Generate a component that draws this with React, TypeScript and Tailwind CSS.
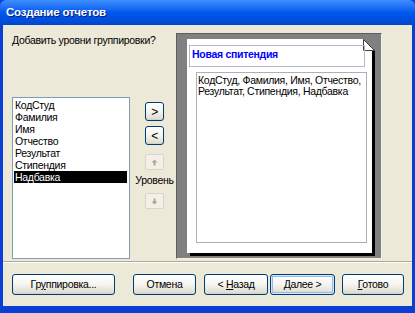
import React from "react";

const fields = ["КодСтуд", "Фамилия", "Имя", "Отчество", "Результат", "Стипендия", "Надбавка"];

const XpButton = ({
  children,
  className = "",
  isDefault = false,
}: {
  children: React.ReactNode;
  className?: string;
  isDefault?: boolean;
}) => (
  <div
    className={`flex items-center justify-center rounded-[3px] border border-[#003c74] bg-gradient-to-b from-white via-[#f5f4ef] to-[#dcd8cc] text-[10.5px] leading-none tracking-[-0.3px] text-black ${
      isDefault ? "shadow-[inset_0_0_0_1px_#cee7ff,inset_0_0_0_2px_#98b8ea]" : "shadow-[inset_0_-1px_0_#d6d0c5]"
    } ${className}`}
  >
    {children}
  </div>
);

const ArrowButton = ({ up, className = "" }: { up: boolean; className?: string }) => (
  <div
    className={`flex h-[16px] w-[19px] items-center justify-center rounded-[2px] border border-[#d8d5c7] bg-[#f2f0e8] ${className}`}
  >
    <svg width="7" height="7" viewBox="0 0 7 7" className={up ? "" : "rotate-180"}>
      <path d="M3.5 0.5 L6.5 3.5 L4.5 3.5 L4.5 6.5 L2.5 6.5 L2.5 3.5 L0.5 3.5 Z" fill="#aca899" />
    </svg>
  </div>
);

const App = () => {
  return (
    <div className="flex h-[313px] w-[415px] flex-col overflow-hidden bg-[#0a3fd6] font-['Liberation_Sans',Arial,sans-serif]">
      {/* title bar */}
      <div className="flex h-[25px] items-center rounded-t-[6px] bg-gradient-to-b from-[#3d8eff] via-[#0058ee] to-[#0047d0] pl-[6px]">
        <span className="text-[11.5px] font-bold tracking-[-0.2px] text-white [text-shadow:1px_1px_0_#0a1e80]">
          Создание отчетов
        </span>
      </div>

      <div className="mx-[3px] mb-[7px] flex flex-1 flex-col bg-[#ece9d8] text-[10.5px] tracking-[-0.3px]">
        <div className="flex h-[234px] pl-[9px] pt-[8px]">
          {/* left column */}
          <div className="flex w-[118px] flex-col">
            <div className="mt-[1px] whitespace-nowrap leading-[13px] text-black">Добавить уровни группировки?</div>
            <div className="mt-auto h-[162px] border border-[#7f9db9] bg-white pt-[1px] pl-[1px] pr-[2px]">
              {fields.map((f, i) => (
                <div
                  key={f}
                  className={`h-[12px] pl-[1px] leading-[12px] ${
                    i === fields.length - 1 ? "bg-black text-white" : "text-black"
                  }`}
                >
                  {f}
                </div>
              ))}
            </div>
          </div>

          {/* middle buttons */}
          <div className="flex w-[46px] flex-col items-center pl-[3px] pt-[69px]">
            <XpButton className="h-[19px] w-[19px] text-[12px]">&gt;</XpButton>
            <XpButton className="mt-[5px] h-[19px] w-[19px] text-[12px]">&lt;</XpButton>
            <ArrowButton up className="mt-[9px]" />
            <div className="mt-[4px] h-[12px] whitespace-nowrap leading-[12px] text-black">Уровень</div>
            <ArrowButton up={false} className="mt-[7px]" />
          </div>

          {/* preview */}
          <div className="h-[226px] w-[206px] border border-l-[#5e5e5e] border-t-[#5e5e5e] border-r-[#f4f3ee] border-b-[#f4f3ee] bg-[#808080] pl-[10px] pt-[5px]">
            <div className="relative h-[214px] w-[185px] bg-white shadow-[3px_3px_0_#000]">
              <svg width="12" height="12" viewBox="0 0 12 12" className="absolute right-[-3px] top-0">
                <path d="M0 0 L15 0 L15 12 L12 12 Z" fill="#808080" />
                <path d="M0.5 0.5 L0.5 11.5 L11.5 11.5 Z" fill="#ffffff" stroke="#404040" strokeWidth="1" />
              </svg>
              <div className="absolute left-[2px] top-[6px] h-[22px] w-[176px] border border-[#b4bccb] pl-[2px] pt-[2px] font-bold leading-[13px] text-[#0000ff]">
                Новая спитендия
              </div>
              <div className="absolute left-[9px] top-[33px] h-[171px] w-[171px] border border-[#b0b0b0] pl-[1px] pt-[2px] leading-[11px] text-black">
                КодСтуд, Фамилия, Имя, Отчество, Результат, Стипендия, Надбавка
              </div>
            </div>
          </div>
        </div>

        {/* separator */}
        <div className="mt-[2px] h-[2px] border-t border-b border-t-[#aca899] border-b-white" />

        {/* buttons */}
        <div className="mt-[11px] flex pl-[9px]">
          <XpButton className="h-[21px] w-[103px]">
            <span>
              Гр<span className="underline">у</span>ппировка...
            </span>
          </XpButton>
          <XpButton className="ml-[18px] h-[21px] w-[63px]">Отмена</XpButton>
          <XpButton className="ml-[8px] h-[21px] w-[64px]">
            <span>
              &lt; <span className="underline">Н</span>азад
            </span>
          </XpButton>
          <XpButton isDefault className="ml-[2px] h-[21px] w-[65px]">
            <span>
              <span className="underline">Д</span>алее &gt;
            </span>
          </XpButton>
          <XpButton className="ml-[7px] h-[21px] w-[62px]">
            <span>
              <span className="underline">Г</span>отово
            </span>
          </XpButton>
        </div>
      </div>
    </div>
  );
};

export default App;
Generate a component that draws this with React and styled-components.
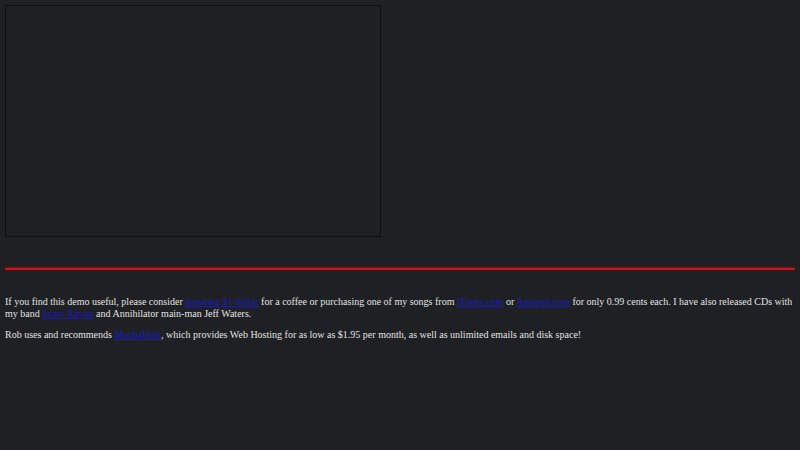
import React from "react";
import styled, { createGlobalStyle } from "styled-components";

const GlobalStyle = createGlobalStyle`
  html, body {
    background: #1f2023;
  }
  body {
    margin: 5px;
    color: #e2e2e2;
    font-family: "Liberation Serif", "Times New Roman", serif;
    font-size: 10px;
    line-height: 11.5px;
  }
`;

const DemoFrame = styled.div`
  width: 374px;
  height: 230px;
  border: 1px solid #0e0e10;
  background: #1f2023;
`;

const Divider = styled.hr`
  margin: 30px 0 0;
  height: 2px;
  border: none;
  border-top: 1px solid #7a0d10;
  background: #d0121a;
`;

const Note = styled.p`
  margin: ${(p) => p.$top || "10px"} 0 0;
`;

const Link = styled.a`
  color: #1a1ac4;
  text-decoration: underline;
`;

const App = () => {
  return (
    <>
      <GlobalStyle />
      <DemoFrame />
      <Divider />
      <Note $top="26px">
        If you find this demo useful, please consider{" "}
        <Link href="#">donating $1 dollar</Link> for a coffee or purchasing one
        of my songs from <Link href="#">iTunes.com</Link> or{" "}
        <Link href="#">Amazon.com</Link> for only 0.99 cents each. I have also
        released CDs with my band <Link href="#">Scary Rayon</Link> and
        Annihilator main-man Jeff Waters.
      </Note>
      <Note>
        Rob uses and recommends <Link href="#">MochaHost</Link>, which provides
        Web Hosting for as low as $1.95 per month, as well as unlimited emails
        and disk space!
      </Note>
    </>
  );
};

export default App;
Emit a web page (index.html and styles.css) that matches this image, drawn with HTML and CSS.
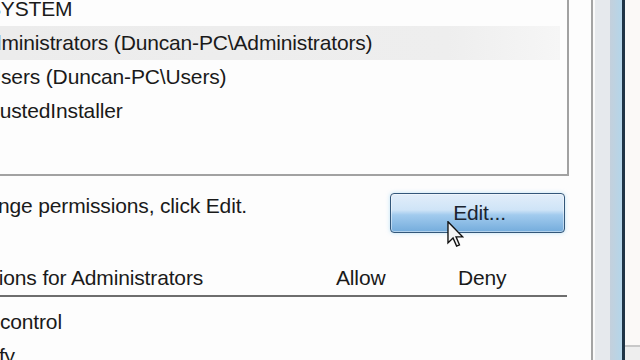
FILE: index.html
```html
<!DOCTYPE html>
<html>
<head>
<meta charset="utf-8">
<link rel="stylesheet" href="styles.css">
</head>
<body>
<div class="screen">
  <div class="dialog">
    <div class="listbox">
      <div class="list">
        <div class="item i-system">SYSTEM</div>
        <div class="item i-admin selected">Administrators (Duncan-PC\Administrators)</div>
        <div class="item i-users">Users (Duncan-PC\Users)</div>
        <div class="item i-trusted">TrustedInstaller</div>
      </div>
    </div>
    <div class="edit-row">
      <div class="hint">To change permissions, click Edit.</div>
      <div class="button">Edit...</div>
    </div>
    <div class="perm-header">
      <div class="col-name">Permissions for Administrators</div>
      <div class="col-allow">Allow</div>
      <div class="col-deny">Deny</div>
    </div>
    <div class="perm-rows">
      <div class="perm i-full">Full control</div>
      <div class="perm i-modify">Modify</div>
    </div>
    <svg class="cursor" width="17" height="26" viewBox="0 0 12 19">
      <path d="M0.5 0.5 L0.5 16 L4.2 12.4 L6.8 18.3 L8.9 17.4 L6.4 11.6 L11.2 11.6 Z" fill="#f4f4f4" stroke="#111" stroke-width="1" stroke-linejoin="miter"/>
    </svg>
  </div>
  <div class="frame">
    <div class="f-line"></div>
    <div class="f-gap"></div>
    <div class="f-gray"></div>
    <div class="f-blue"></div>
    <div class="f-dark"></div>
    <div class="f-outer"><div class="f-outer-fill"></div><div class="f-outer-bottom"></div></div>
  </div>
</div>
</body>
</html>
```

FILE: styles.css
```css
html, body {
  margin: 0;
  padding: 0;
  width: 640px;
  height: 360px;
  overflow: hidden;
  background: #fdfdfd;
}
.screen {
  display: flex;
  width: 640px;
  height: 360px;
  font-family: "Liberation Sans", Arial, sans-serif;
  font-size: 21px;
  letter-spacing: -0.15px;
  color: #1a1a1a;
}
.dialog {
  position: relative;
  width: 591px;
  height: 360px;
  overflow: hidden;
  background: #fdfdfd;
}
.listbox {
  width: 567px;
  height: 174px;
  border-right: 2px solid #a2a2a2;
  border-bottom: 2px solid #a2a2a2;
  overflow: hidden;
}
.list {
  margin-top: -8px;
}
.item {
  height: 34px;
  line-height: 34px;
  white-space: nowrap;
}
.i-system { text-indent: -13px; }
.i-admin { text-indent: -24px; }
.i-users { text-indent: -14px; }
.i-trusted { text-indent: -19px; }
.selected {
  width: 560px;
  background: linear-gradient(to right, #ececec 0%, #eeeeee 80%, #f6f6f6 100%);
}
.edit-row {
  display: flex;
  justify-content: space-between;
  align-items: flex-start;
  width: 569px;
  margin-top: 13px;
}
.hint {
  line-height: 34px;
  white-space: nowrap;
  text-indent: -63px;
}
.button {
  margin-top: 4px;
  margin-right: 4px;
  width: 169px;
  height: 38px;
  border: 1px solid #33577a;
  border-radius: 4px;
  background: linear-gradient(to bottom, #e2eefa 0%, #cfe4f7 42%, #a2cbee 55%, #74acdc 100%);
  box-shadow: 0 0 4px rgba(150, 210, 245, 0.6), inset 0 0 0 1px rgba(255,255,255,0.45);
  display: flex;
  align-items: center;
  justify-content: center;
  padding-left: 4px;
  box-sizing: content-box;
  color: #1a2430;
}
.perm-header {
  display: flex;
  width: 567px;
  margin-top: 28px;
  line-height: 34px;
  border-bottom: 2px solid #6e6e6e;
}
.col-name {
  width: 336px;
  white-space: nowrap;
  text-indent: -76px;
  overflow: hidden;
}
.col-allow { width: 122px; }
.col-deny { flex: 1; }
.perm-rows {
  padding-top: 8px;
}
.perm {
  height: 34px;
  line-height: 34px;
  white-space: nowrap;
}
.i-full { text-indent: -39px; }
.i-modify { text-indent: -46px; }
.cursor {
  position: absolute;
  left: 447px;
  top: 221px;
}
.frame {
  display: flex;
  width: 49px;
  height: 360px;
}
.f-line { width: 2px; background: #a4a4a4; }
.f-gap { width: 2px; background: #fafafa; }
.f-gray { width: 15px; background: #e6e9ed; }
.f-blue { width: 12px; background: linear-gradient(to right, #c4d0dc, #b4d6ea); }
.f-dark { width: 3px; background: #1e3446; }
.f-outer {
  flex: 1;
  display: flex;
  flex-direction: column;
  background: #fbf9f7;
}
.f-outer-fill { flex: 1; }
.f-outer-bottom {
  height: 13px;
  border-top: 2px solid #c8c8c8;
  background: #eeeeee;
}
```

* * * *

--- Exercise requirements ---
Reply with only the number of lines in the material above where the string "components" appears.

--- Solution for this task ---
2